Born in Canada in 1889, Tomlin came to Drake in 1907 and enrolled in the university’s Bible College. According to historical documentation by long-time Cowles Library employee James Leonardo, Tomlin was a boarder in a single-family residence located at 1209 23rd St., near the present-day location of Taco’s Mariana’s on Forest Avenue while he resided in Des Moines.

Tomlin’s transcripts show that he was a highly motivated student who took classes in subjects ranging from advanced mathematics to Latin to botany. He also maintained an A average, and though his family owned a largely successful bakery, he was known among his friends for his desire to do work with the church.

In the spring of 1910, during his third year at Drake, Tomlin learned that his father was ill and returned home to be with his family near Notting Hill in London.

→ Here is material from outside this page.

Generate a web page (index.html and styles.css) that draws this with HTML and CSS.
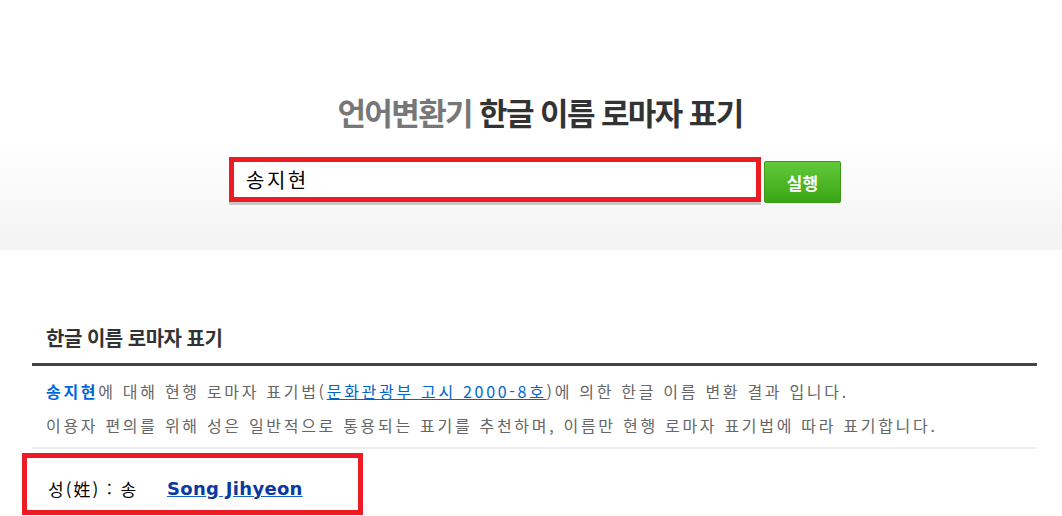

Less than two years later, Tomlin was eager to return to the university to finish his studies.

He wrote letters to his friends at Drake providing the details of his voyage, but when classmates like Will Mander got word of the tragic fate of the supposedly unsinkable White Star ocean liner, they feared the worst.

“I received a letter from Ernest last week stating that he was sailing for America on April 10, from Southampton,” Mander said, according to an article published in the Des Moines Tribune on April 16, 1912. “We find that the Titanic was the only boat that left Southampton on that date and have every reason to believe that he was one of the passengers. I believe that he traveled third class.”

Unfortunately, Mander’s insights were correct.

According to Leonardo, Tomlin bought a third-class ticket on the RMS Titanic for eight pounds and one shilling, the equivalent of about $31.64 in the United States at the time.

At the time of his death, Tomlin wore a black coat with a blue-stripped flannel vest. In his pockets, rescuers found two billfolds, “a silver watch, pencil, papers, diary, fountain pen, comb, $87 in U.S. currency, one pound and 10 shillings in gold, and two shillings nine pence in change,” according to Leonardo.

On April 24, 1912, the Drake Daily Delphic reported that a ship named the Mackay-Bennett had recovered Tomlin’s body. There is a disagreement as to whether Tomlin’s body was returned to New York or buried at sea along with many others.

Though many of Tomlin’s direct descendents are no longer alive, an interest in his legacy and history of the Titanic has lived on in his descendants.

Described as a “traditional family business since 1865,” according to the shop’s website, the establishment called Martin’s Bakery was started by Tomlin’s grandfather and carried on by his father, Edwin Tomlin.

“My sister Marylin Powell has researched our family at least as far back as the early 1900s,” said Martyn Hawkins, the owner of the family bakery, in an email.

While the original Tomlin bakery was located on St. Anns Road in Notting Hill, the building was torn down around 1960 in a redevelopment project, and Hawkins’ father, the son of Edwin Tomlin, moved the business to Hounslow before finally relocating to the current location in Cornwall, Hawkins said.

In 1992, the family sold a postcard mailed by Tomlin to his younger sister Lily from the Titanic for roughly 2,400 pounds, according to the Drake historical archives.

Thanks to collaborative efforts with Leonardo, much of the information Hawkins and his relatives have regarding Tomlin’s fate aboard the Titanic can now be found on the Internet, though the family is still interested in learning more about its lineage.